I updated the comment in an attempt to clarify.

================
Comment at: lib/Driver/ToolChains.cpp:4230
@@ -4224,3 +4229,3 @@
       // Skip this argument unless the architecture matches BoundArch
-      if (A->getValue(0) != StringRef(BoundArch))
+      if (!BoundArch || A->getValue(0) != StringRef(BoundArch))
         continue;
----------------
tra wrote:
> You may as well move it out of the loop and return early if BoundArch is nullptr.
Tried this and discovered it's actually subtly different in a way that, thankfully, affects one of the tests I added.

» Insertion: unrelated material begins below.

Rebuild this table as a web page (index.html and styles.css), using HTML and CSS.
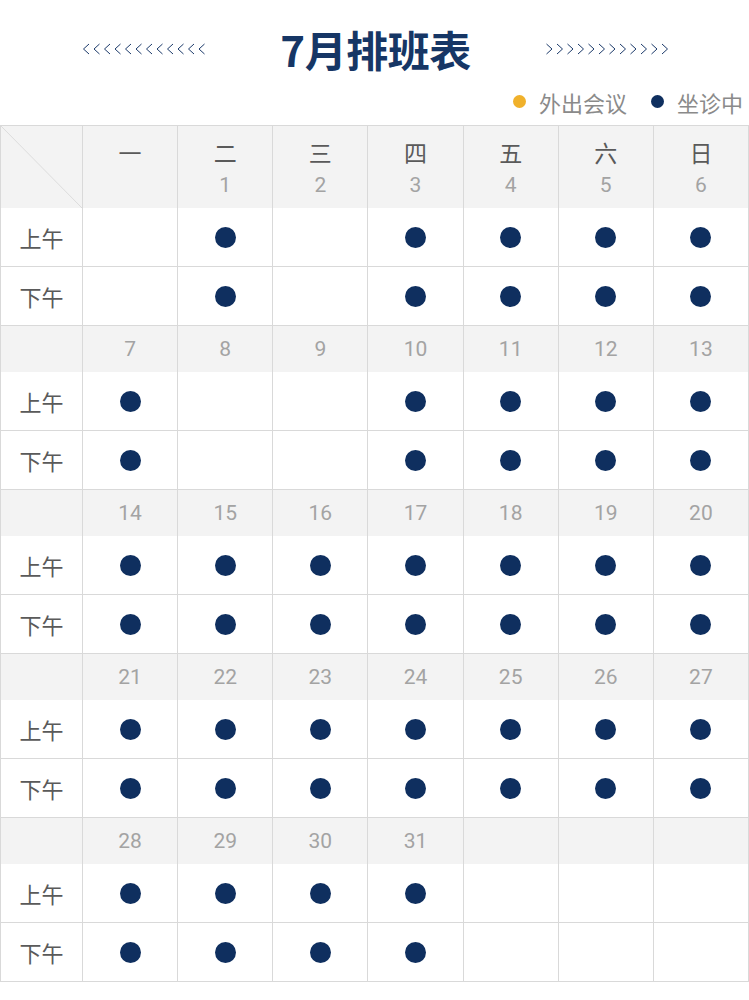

if (!BoundArch) continue applies only if A->getOption().matches(options::OPT_Xarch__).  So we can't hoist it into an early return.

================
Comment at: lib/Driver/Tools.cpp:10677-10678
@@ +10676,4 @@
+    std::string Arch = A->getGpuArchName();
+    // We need to name pass an Arch of the form "sm_XX" for cubin files and
+    // "compute_XX" for ptx.  CudaDeviceAction's getGpuArchName() is guaranteed
+    // to match "sm_XX".
----------------
tra wrote:
> First line does not parse.
> 
> In general compute_XX does not necessarily match sm_XX.
> [[ http://docs.nvidia.com/cuda/cuda-compiler-driver-nvcc/#ptxas-options | ptxas options ]] says that 
> 
> > Allowed values for this option: compute_20, compute_30, compute_35, compute_50, compute_52; and sm_20, sm_21, sm_30, sm_32, sm_35, sm_50 and sm_52
> 
> Note that there's no compute_21, compute_32. You'll need sm_XX -> compute_YY map.
> 
> 
Oh goodness, how awful.  Thank you for catching that.  Fixed.


http://reviews.llvm.org/D16082